Muchos clichés sobre su ubicación en el mapa político e ideológico caerán por su peso y el estigma construido sobre la calumnia y la deformación deliberada se desvanecerá para siempre
La segunda dificultad a la que se enfrentará una vez iniciado el duro camino de la gestión diaria es la tentación del maximalismo. Curtido en la lucha contra enemigos carentes de escrúpulos y acostumbrado a soltar mandobles dialécticos para no ser aplastado, Vox ha de entrar, ya instalado en el poder ejecutivo, en la senda de la prudencia, el compromiso y la mesura en el lenguaje y en los gestos. Sin renunciar para nada a sus convicciones, debe aprender a bajar a la arena de la administración cotidiana de los recursos materiales y humanos, del cumplimiento de objetivos y del escrutinio externo de sus resultados.

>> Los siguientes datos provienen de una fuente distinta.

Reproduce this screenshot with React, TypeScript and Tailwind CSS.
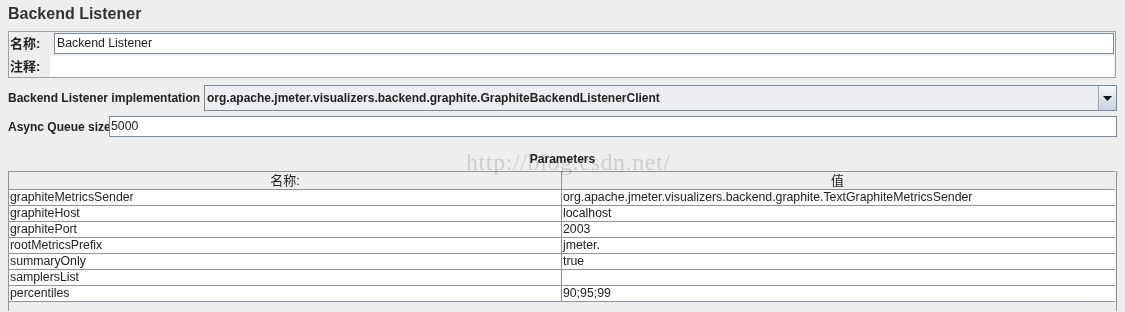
const rows: [string, string][] = [
  ['graphiteMetricsSender', 'org.apache.jmeter.visualizers.backend.graphite.TextGraphiteMetricsSender'],
  ['graphiteHost', 'localhost'],
  ['graphitePort', '2003'],
  ['rootMetricsPrefix', 'jmeter.'],
  ['summaryOnly', 'true'],
  ['samplersList', ''],
  ['percentiles', '90;95;99'],
];

const cjk = "font-['Liberation_Sans','Noto_Sans_CJK_SC',sans-serif]";

export default function App() {
  return (
    <div className={`relative w-[1125px] h-[312px] overflow-hidden bg-[#eeeeee] text-[12.3px] text-[#222] whitespace-nowrap ${cjk}`}>
      <div className="pl-2 pt-[4px] h-[31px] text-[16px] leading-[20px] font-bold text-[#333]">Backend Listener</div>

      <div className="mx-2 w-[1108px] h-[47px] border border-[#a0a0a0] flex flex-col">
        <div className="flex items-center h-[24px] pl-[1px] pr-[1px]">
          <span className="w-[44px] shrink-0 font-bold text-[13px]">名称:</span>
          <div className="flex-1 h-[21px] mb-[1px] bg-white border border-[#7a8a99] pl-[2px] flex items-center">Backend Listener</div>
        </div>
        <div className="flex items-center flex-1 pl-[1px] pr-[1px]">
          <span className="w-[40px] shrink-0 font-bold text-[13px]">注释:</span>
          <div className="flex-1 h-full bg-white"></div>
        </div>
      </div>

      <div className="flex items-center h-[26px] mt-[7px] pl-2 pr-2">
        <span className="w-[196px] shrink-0 font-bold text-[12px]">Backend Listener implementation</span>
        <div className="flex-1 h-[26px] flex border border-[#7a8a99] bg-[#eceef1]">
          <div className="flex-1 flex items-center pl-[2px] font-bold text-[12px]">org.apache.jmeter.visualizers.backend.graphite.GraphiteBackendListenerClient</div>
          <div className="w-[18px] border-l border-[#9aa6b2] bg-gradient-to-b from-[#f4f7fa] to-[#c7d4e0] flex items-center justify-center">
            <svg width="9" height="5" viewBox="0 0 9 5"><path d="M0 0h9L4.5 5z" fill="#111" /></svg>
          </div>
        </div>
      </div>

      <div className="flex items-center h-[21px] mt-[5px] pl-2 pr-2">
        <span className="w-[101px] shrink-0 font-bold text-[12px]">Async Queue size</span>
        <div className="flex-1 h-[21px] bg-white border border-[#7a8a99] pl-[1px] flex items-center">5000</div>
      </div>

      <div className="mt-[13px] h-[21px] text-center font-bold text-[12px] text-[#222]">Parameters</div>

      <div className="mx-2 w-[1109px] border-l border-r border-[#8a949e] h-[140px]">
        <div className="flex h-[19px] border-t border-b border-[#8a949e] bg-[#eeeeee] mr-[1px]">
          <div className="w-[553px] border-r border-[#8a949e] text-center text-[13px] leading-[17px]">名称:</div>
          <div className="flex-1 text-center text-[13px] leading-[17px] pr-[2px]">值</div>
        </div>
        {rows.map(([k, v]) => (
          <div key={k} className="flex h-[16px] border-b border-[#8a949e] bg-white mr-[1px]">
            <div className="w-[553px] border-r border-[#8a949e] pl-[1px] leading-[15px]">{k}</div>
            <div className="flex-1 pl-[1px] leading-[15px]">{v}</div>
          </div>
        ))}
      </div>

      <div className="absolute left-[466px] top-[148px] text-[24px] leading-[28px] text-[#dedede] mix-blend-multiply font-['Liberation_Serif',serif] tracking-[0.6px] pointer-events-none">http://blog.csdn.net/</div>
    </div>
  );
}
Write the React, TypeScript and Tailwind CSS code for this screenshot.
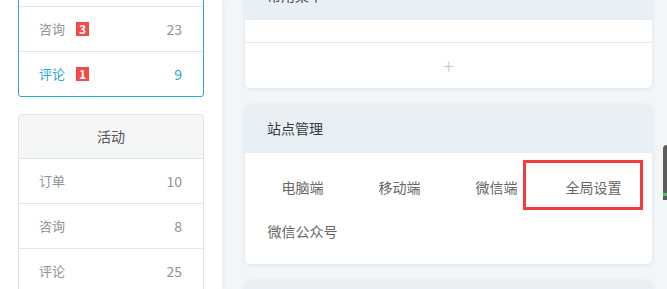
import React from "react";

const font = { fontFamily: '"Noto Sans CJK SC", "Noto Sans", sans-serif' };

function Row({ label, value, badge, active, last }: { label: string; value: string; badge?: string; active?: boolean; last?: boolean }) {
  return (
    <div className={`flex shrink-0 items-center justify-between pl-[20px] pr-[21px] text-[13px] ${last ? "h-[44px]" : "h-[45px] border-b border-[#e1e6ea]"} ${active ? "text-[#2aa6de]" : "text-[#8e9299]"}`}>
      <div className="flex items-center">
        <span>{label}</span>
        {badge && (
          <span className="ml-[11px] flex h-[14px] w-[13px] items-center justify-center bg-[#f44a4a] text-[12px] font-bold leading-none text-white">{badge}</span>
        )}
      </div>
      <span className="text-[14px]">{value}</span>
    </div>
  );
}

export default function App() {
  return (
    <div className="relative flex h-[289px] w-[667px] overflow-hidden bg-[#f3f6f9]" style={font}>
      {/* left panel */}
      <div className="relative z-10 flex h-full w-[222px] shrink-0 flex-col gap-[17px] bg-white pl-[18px] shadow-[2px_0_5px_rgba(0,0,0,0.04)]">
        <div className="mt-[-83px] w-[186px] shrink-0 overflow-hidden rounded-[3px] border border-[#2aa6de]">
          <div className="flex h-[44px] items-center justify-center bg-[#f5f6f8] text-[14px] text-[#555]">消息</div>
          <Row label="订单" value="5" />
          <Row label="咨询" value="23" badge="3" />
          <Row label="评论" value="9" badge="1" active last />
        </div>
        <div className="w-[186px] shrink-0 rounded-[3px] border border-[#dfe5e0]">
          <div className="flex h-[43px] items-center justify-center bg-[#f5f6f8] text-[14px] text-[#555]">活动</div>
          <div className="border-t border-[#dfe5e0]" />
          <Row label="订单" value="10" />
          <Row label="咨询" value="8" />
          <Row label="评论" value="25" />
        </div>
      </div>

      {/* right content */}
      <div className="flex flex-1 flex-col gap-[16px] pl-[23px]">
        <div className="mt-[-29px] w-[407px] shrink-0 overflow-hidden rounded-[5px] bg-white shadow-[0_1px_4px_rgba(120,140,170,0.18)]">
          <div className="flex h-[49px] items-center bg-[#e9f0f5] pl-[22px] text-[14px] text-[#444]">常用菜单</div>
          <div className="h-[23px] border-b border-[#e3e9ee]" />
          <div className="flex h-[45px] items-center justify-center text-[20px] font-light leading-none text-[#c8c8c8]">+</div>
        </div>

        <div className="w-[407px] shrink-0 overflow-hidden rounded-[5px] bg-white shadow-[0_1px_4px_rgba(120,140,170,0.18)]">
          <div className="flex h-[49px] items-center bg-[#e9f0f5] pl-[22px] text-[14px] text-[#3a3a3a]">站点管理</div>
          <div className="relative pb-[11px] pl-[9px] pt-[12px]">
            <div className="grid grid-cols-[repeat(4,97px)] text-[14px] text-[#666]">
              <div className="flex h-[44px] items-center justify-center">电脑端</div>
              <div className="flex h-[44px] items-center justify-center">移动端</div>
              <div className="flex h-[44px] items-center justify-center">微信端</div>
              <div className="flex h-[44px] items-center justify-center">全局设置</div>
              <div className="flex h-[44px] items-center justify-center">微信公众号</div>
            </div>
            <div className="pointer-events-none absolute left-[278px] top-[7px] h-[50px] w-[120px] border-[3px] border-[#f53b3b]" />
          </div>
        </div>

        <div className="w-[407px] shrink-0 overflow-hidden rounded-[5px] bg-white shadow-[0_1px_4px_rgba(120,140,170,0.18)]">
          <div className="h-[49px] bg-[#e9f0f5]" />
        </div>
      </div>

      {/* floating edge element */}
      <div className="absolute right-0 top-[145px] h-[55px] w-[4px] overflow-hidden rounded-tl-[4px] bg-[#5c5c5c]">
        <div className="absolute bottom-[4px] left-0 h-[3px] w-full bg-[#3ecf5a]" />
      </div>
    </div>
  );
}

Todo ello, además, en un gobierno de coalición que exige la preservación del propio territorio mientras se garantiza la buena relación con el socio mayoritario y se respetan los correspondientes equilibrios.
Si Vox tiene éxito en esta difícil tarea, muchos clichés sobre su ubicación en el mapa político e ideológico caerán por su peso y el estigma construido sobre la calumnia y la deformación deliberada se desvanecerá para siempre. Hay que desearle suerte porque si sale con bien de este desafío, la perentoria necesidad de liberar a España de sus implacables enemigos interiores pasará de ser un deseo doloroso a una certeza esperanzada.